You see the Chibok crisis; all these things presented them with a golden opportunity to assert. They slept through it. Because of the nature and the composition of the type of, you know, the vagabonds who are there, the few voices of patriotism are squashed in between. You have two contending forces of status quo here; the old Hausa/Fulani status quo, who are insisting that Nigeria can only be restructured on their dead bodies and they want to leave us in this structural status quo, and the new hegemony of Jonathan who wants to continue to rule Nigeria by all means and leaving us in a democratic deadlock like this. Although the two have their different aims and ambitions, they are in unity of not wanting a change; so there is nothing anybody can do.”

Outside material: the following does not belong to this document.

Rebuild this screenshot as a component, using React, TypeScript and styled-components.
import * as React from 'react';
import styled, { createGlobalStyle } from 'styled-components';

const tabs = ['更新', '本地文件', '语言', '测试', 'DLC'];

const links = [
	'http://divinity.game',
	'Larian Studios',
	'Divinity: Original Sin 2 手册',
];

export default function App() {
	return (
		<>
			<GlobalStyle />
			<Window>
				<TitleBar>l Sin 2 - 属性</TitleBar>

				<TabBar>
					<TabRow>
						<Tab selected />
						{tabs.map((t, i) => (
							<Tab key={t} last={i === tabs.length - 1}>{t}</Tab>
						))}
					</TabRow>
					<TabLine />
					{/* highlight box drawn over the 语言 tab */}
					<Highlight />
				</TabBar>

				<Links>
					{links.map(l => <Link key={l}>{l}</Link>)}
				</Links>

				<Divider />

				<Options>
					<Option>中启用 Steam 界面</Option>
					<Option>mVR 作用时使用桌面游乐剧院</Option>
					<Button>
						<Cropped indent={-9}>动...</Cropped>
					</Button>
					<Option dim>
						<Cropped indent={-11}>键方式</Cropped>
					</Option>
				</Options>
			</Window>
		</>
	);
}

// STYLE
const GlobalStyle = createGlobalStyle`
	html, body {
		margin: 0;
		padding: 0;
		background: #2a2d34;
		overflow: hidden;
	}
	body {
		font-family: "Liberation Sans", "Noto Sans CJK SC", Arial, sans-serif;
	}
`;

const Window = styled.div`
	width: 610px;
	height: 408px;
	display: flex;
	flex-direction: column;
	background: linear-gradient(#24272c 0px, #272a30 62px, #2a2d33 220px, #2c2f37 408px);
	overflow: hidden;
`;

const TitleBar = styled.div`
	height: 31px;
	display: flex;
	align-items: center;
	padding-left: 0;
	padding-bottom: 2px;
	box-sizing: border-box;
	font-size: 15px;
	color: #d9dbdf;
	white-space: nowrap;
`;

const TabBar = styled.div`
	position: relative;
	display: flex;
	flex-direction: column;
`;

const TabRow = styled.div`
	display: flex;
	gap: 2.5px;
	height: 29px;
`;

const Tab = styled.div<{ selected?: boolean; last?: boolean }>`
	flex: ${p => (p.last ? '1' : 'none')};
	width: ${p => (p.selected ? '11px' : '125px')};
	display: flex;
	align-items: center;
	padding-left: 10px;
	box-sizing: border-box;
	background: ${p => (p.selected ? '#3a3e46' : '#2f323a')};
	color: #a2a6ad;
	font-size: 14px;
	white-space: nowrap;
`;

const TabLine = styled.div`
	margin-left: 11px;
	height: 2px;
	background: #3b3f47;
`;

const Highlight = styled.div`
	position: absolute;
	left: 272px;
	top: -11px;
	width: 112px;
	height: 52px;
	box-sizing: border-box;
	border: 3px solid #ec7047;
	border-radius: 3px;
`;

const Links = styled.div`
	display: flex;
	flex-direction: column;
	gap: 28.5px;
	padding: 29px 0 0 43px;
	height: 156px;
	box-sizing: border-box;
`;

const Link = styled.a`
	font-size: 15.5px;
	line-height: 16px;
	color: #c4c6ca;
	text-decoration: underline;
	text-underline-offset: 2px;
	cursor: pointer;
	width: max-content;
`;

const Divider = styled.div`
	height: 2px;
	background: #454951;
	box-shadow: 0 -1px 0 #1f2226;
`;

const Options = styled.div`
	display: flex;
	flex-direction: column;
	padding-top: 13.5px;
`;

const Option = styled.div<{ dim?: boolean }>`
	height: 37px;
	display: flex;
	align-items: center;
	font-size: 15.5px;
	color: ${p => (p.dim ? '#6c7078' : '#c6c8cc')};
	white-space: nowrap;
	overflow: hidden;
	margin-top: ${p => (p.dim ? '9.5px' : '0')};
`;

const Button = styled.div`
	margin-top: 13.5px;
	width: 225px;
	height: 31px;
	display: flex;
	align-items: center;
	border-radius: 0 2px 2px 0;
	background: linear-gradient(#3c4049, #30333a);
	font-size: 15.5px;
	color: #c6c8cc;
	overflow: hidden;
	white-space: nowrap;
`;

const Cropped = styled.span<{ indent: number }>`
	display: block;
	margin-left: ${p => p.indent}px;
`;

How on earth do we get out of the deadlock then?
“Nothing! Look, Balarabe Musa asked a question that nobody has answered, about two weeks ago. He asked why, at the moment we are supposed to be having a national conference, we are having all these unwholesome developments which the national conference was supposed to take care of. If there had been a genuine national conference, and you have Boko Haram, there would have been no abduction; there would be no Chibok. There would have been a ceasefire. So the fact that you do not have that simply means that you are just having a charade, very expensive one.”
And so it is that we trudge on. Mercifully, Prof. Williams will be there to act as a guide. He is certainly not for turning! The avatar is not going to up it and check out like the celluloid ‘Andrew’.
“I think I’d rather prefer to go under here than stay abroad, if you ask me. Even while I was in exile, I knew I had to come back and continue the struggle here,” he added.